On the interim space of development, a "director's cut" of the first game was released in 1997, aptly titled "Resident Evil: Director's Cut". In addition to having the same game, the enhanced re-release had certain additions, most prominent being the new "Arranged Mode" that mixed things up by offering new locations for items and enemies, as well as new camera angles and costumes for the main and supporting characters of the game. The censored intro and first zombie encounter cutscenes were supposed to be restored to their original formats, but a "miscommunication" between the west and east caused that to be sadly omitted from the Western release, retaining the cuts and disappointing fans like myself. Fortunately, the cream of the crop of this package was Capcom including a playable demo of RE2, which gave gamers a first glimpse of the sequel set 2 months later in a zombie infested Raccoon City itself.
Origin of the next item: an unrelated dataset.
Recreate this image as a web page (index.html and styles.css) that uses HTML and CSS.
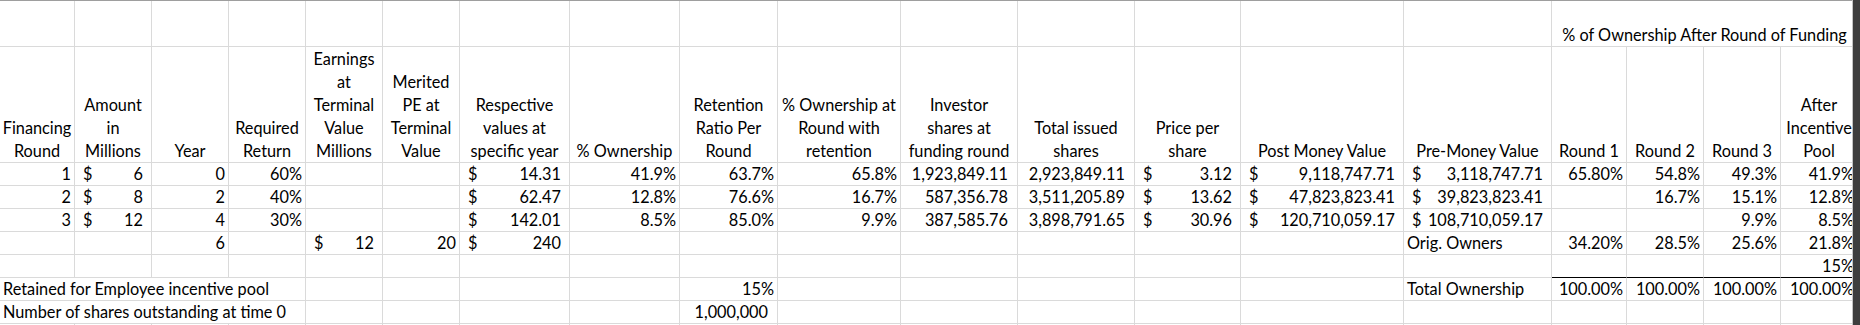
FILE: index.html
```html
<!DOCTYPE html>
<html lang="en">
<head>
<meta charset="utf-8">
<title>Financing Rounds</title>
<link rel="stylesheet" href="styles.css">
</head>
<body>
<div class="viewport">
  <div class="sheet">
    <!-- row 1 -->
    <div class="c"></div><div class="c"></div><div class="c"></div><div class="c"></div><div class="c"></div>
    <div class="c"></div><div class="c"></div><div class="c"></div><div class="c"></div><div class="c"></div>
    <div class="c"></div><div class="c"></div><div class="c"></div><div class="c"></div><div class="c"></div>
    <div class="c ctr span4">% of Ownership After Round of Funding</div>

    <!-- row 2: headers -->
    <div class="c hd">Financing<br>Round</div>
    <div class="c hd">Amount<br>in<br>Millions</div>
    <div class="c hd">Year</div>
    <div class="c hd">Required<br>Return</div>
    <div class="c hd">Earnings<br>at<br>Terminal<br>Value<br>Millions</div>
    <div class="c hd">Merited<br>PE at<br>Terminal<br>Value</div>
    <div class="c hd">Respective<br>values at<br>specific year</div>
    <div class="c hd">% Ownership</div>
    <div class="c hd">Retention<br>Ratio Per<br>Round</div>
    <div class="c hd">% Ownership at<br>Round with<br>retention</div>
    <div class="c hd">Investor<br>shares at<br>funding round</div>
    <div class="c hd">Total issued<br>shares</div>
    <div class="c hd">Price per<br>share</div>
    <div class="c hd">Post Money Value</div>
    <div class="c hd">Pre-Money Value</div>
    <div class="c hd">Round 1</div>
    <div class="c hd">Round 2</div>
    <div class="c hd">Round 3</div>
    <div class="c hd">After<br>Incentive<br>Pool</div>

    <!-- row 3 -->
    <div class="c r">1</div>
    <div class="c acc"><span>$</span><span>6</span></div>
    <div class="c r">0</div>
    <div class="c r">60%</div>
    <div class="c"></div>
    <div class="c"></div>
    <div class="c acc"><span>$</span><span>14.31</span></div>
    <div class="c r">41.9%</div>
    <div class="c r">63.7%</div>
    <div class="c r">65.8%</div>
    <div class="c r pad">1,923,849.11</div>
    <div class="c r pad">2,923,849.11</div>
    <div class="c acc"><span>$</span><span>3.12</span></div>
    <div class="c acc"><span>$</span><span>9,118,747.71</span></div>
    <div class="c acc"><span>$</span><span>3,118,747.71</span></div>
    <div class="c r">65.80%</div>
    <div class="c r">54.8%</div>
    <div class="c r">49.3%</div>
    <div class="c r">41.9%</div>

    <!-- row 4 -->
    <div class="c r">2</div>
    <div class="c acc"><span>$</span><span>8</span></div>
    <div class="c r">2</div>
    <div class="c r">40%</div>
    <div class="c"></div>
    <div class="c"></div>
    <div class="c acc"><span>$</span><span>62.47</span></div>
    <div class="c r">12.8%</div>
    <div class="c r">76.6%</div>
    <div class="c r">16.7%</div>
    <div class="c r pad">587,356.78</div>
    <div class="c r pad">3,511,205.89</div>
    <div class="c acc"><span>$</span><span>13.62</span></div>
    <div class="c acc"><span>$</span><span>47,823,823.41</span></div>
    <div class="c acc"><span>$</span><span>39,823,823.41</span></div>
    <div class="c"></div>
    <div class="c r">16.7%</div>
    <div class="c r">15.1%</div>
    <div class="c r">12.8%</div>

    <!-- row 5 -->
    <div class="c r">3</div>
    <div class="c acc"><span>$</span><span>12</span></div>
    <div class="c r">4</div>
    <div class="c r">30%</div>
    <div class="c"></div>
    <div class="c"></div>
    <div class="c acc"><span>$</span><span>142.01</span></div>
    <div class="c r">8.5%</div>
    <div class="c r">85.0%</div>
    <div class="c r">9.9%</div>
    <div class="c r pad">387,585.76</div>
    <div class="c r pad">3,898,791.65</div>
    <div class="c acc"><span>$</span><span>30.96</span></div>
    <div class="c acc"><span>$</span><span>120,710,059.17</span></div>
    <div class="c acc"><span>$</span><span>108,710,059.17</span></div>
    <div class="c"></div>
    <div class="c"></div>
    <div class="c r">9.9%</div>
    <div class="c r">8.5%</div>

    <!-- row 6 -->
    <div class="c"></div>
    <div class="c"></div>
    <div class="c r">6</div>
    <div class="c"></div>
    <div class="c acc"><span>$</span><span>12</span></div>
    <div class="c r">20</div>
    <div class="c acc"><span>$</span><span>240</span></div>
    <div class="c"></div>
    <div class="c"></div>
    <div class="c"></div>
    <div class="c"></div>
    <div class="c"></div>
    <div class="c"></div>
    <div class="c"></div>
    <div class="c">Orig. Owners</div>
    <div class="c r">34.20%</div>
    <div class="c r">28.5%</div>
    <div class="c r">25.6%</div>
    <div class="c r">21.8%</div>

    <!-- row 7 -->
    <div class="c"></div><div class="c"></div><div class="c"></div><div class="c"></div><div class="c"></div>
    <div class="c"></div><div class="c"></div><div class="c"></div><div class="c"></div><div class="c"></div>
    <div class="c"></div><div class="c"></div><div class="c"></div><div class="c"></div><div class="c"></div>
    <div class="c ul"></div>
    <div class="c ul"></div>
    <div class="c ul"></div>
    <div class="c r ul">15%</div>

    <!-- row 8 -->
    <div class="c span4">Retained for Employee incentive pool</div>
    <div class="c"></div>
    <div class="c"></div>
    <div class="c"></div>
    <div class="c"></div>
    <div class="c r">15%</div>
    <div class="c"></div>
    <div class="c"></div>
    <div class="c"></div>
    <div class="c"></div>
    <div class="c"></div>
    <div class="c">Total Ownership</div>
    <div class="c r">100.00%</div>
    <div class="c r">100.00%</div>
    <div class="c r">100.00%</div>
    <div class="c r">100.00%</div>

    <!-- row 9 -->
    <div class="c span4">Number of shares outstanding at time 0</div>
    <div class="c"></div>
    <div class="c"></div>
    <div class="c"></div>
    <div class="c"></div>
    <div class="c r pad">1,000,000</div>
    <div class="c"></div><div class="c"></div><div class="c"></div><div class="c"></div><div class="c"></div>
    <div class="c"></div><div class="c"></div><div class="c"></div><div class="c"></div><div class="c"></div>

    <!-- row 10 -->
    <div class="c"></div><div class="c"></div><div class="c"></div><div class="c"></div><div class="c"></div>
    <div class="c"></div><div class="c"></div><div class="c"></div><div class="c"></div><div class="c"></div>
    <div class="c"></div><div class="c"></div><div class="c"></div><div class="c"></div><div class="c"></div>
    <div class="c"></div><div class="c"></div><div class="c"></div><div class="c"></div>
  </div>
  <div class="edge"></div>
</div>
</body>
</html>
```

FILE: styles.css
```css
html, body {
  margin: 0;
  padding: 0;
  background: #ffffff;
}

body {
  font-family: "Lato", "Open Sans", sans-serif;
  font-size: 16.3px;
  color: #000000;
}

.viewport {
  position: relative;
  width: 1860px;
  height: 325px;
  overflow: hidden;
}

.sheet {
  display: grid;
  grid-template-columns: 75px 77px 77px 77px 77px 77px 110px 110px 98px 123px 117px 117px 106px 163px 148px 75px 77px 77px 77px;
  grid-template-rows: 46px 116px repeat(8, 23px);
  border-top: 1px solid #9e9e9e;
  width: 1858px;
}

.c {
  box-sizing: border-box;
  border-right: 1px solid #dadada;
  border-bottom: 1px solid #dadada;
  padding: 0 3px;
  display: flex;
  align-items: flex-end;
  justify-content: flex-start;
  line-height: 22px;
  white-space: nowrap;
  min-width: 0;
}

.r {
  justify-content: flex-end;
}

.ctr {
  justify-content: center;
}

.pad {
  padding-right: 9px;
}

.acc {
  justify-content: space-between;
  padding: 0 8px;
}

.hd {
  justify-content: center;
  text-align: center;
  line-height: 23px;
}

.span4 {
  grid-column: span 4;
}

.ul {
  border-bottom-color: #000000;
}

.edge {
  position: absolute;
  top: 0;
  right: 0;
  bottom: 0;
  width: 7px;
  background: #3e3e3e;
  border-left: 1px solid #c4c4c4;
}
```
For all its worth, the original Resident Evil served as the precursor to bigger and badder things in the world of survival horror. The series eventually went through numerous installments to continue the tale of its surviving protagonists, but the first game by far has the most releases in several platforms and media, including an actual remake (aptly titled "REmake") that first made its way to the Nintendo Gamecube and saw a reimagining of the first game with new enhancements, better plot structure, and most of all, cutting the cheesy B-movie antics and instilling it with better dialogue and voice acting. It also went portable for the first time (besides a PSone classic download) in another reimagining for the Nintendo DS called "Resident Evil: Deadly Silence". Besides being a somewhat enhanced version of the original PSone game, it had several new modes and features, including a mini-game feature within the game that would allow players to use their DS stylus and swing the combat knife in first person view mode! I could get down to reminiscing about the entire RE series as a whole, but that would be going to far down the line. For now, I'd like to quietly sit back and remember the first game, which still remains my favorite in terms of nostalgia and intrigue factor. Thank you Capcom and Shinji Mikami for creating and presenting such a wonderful game. This helped define survival horror for a generation, and it continues to evolve into something that gives fans like me a reason to keep playing.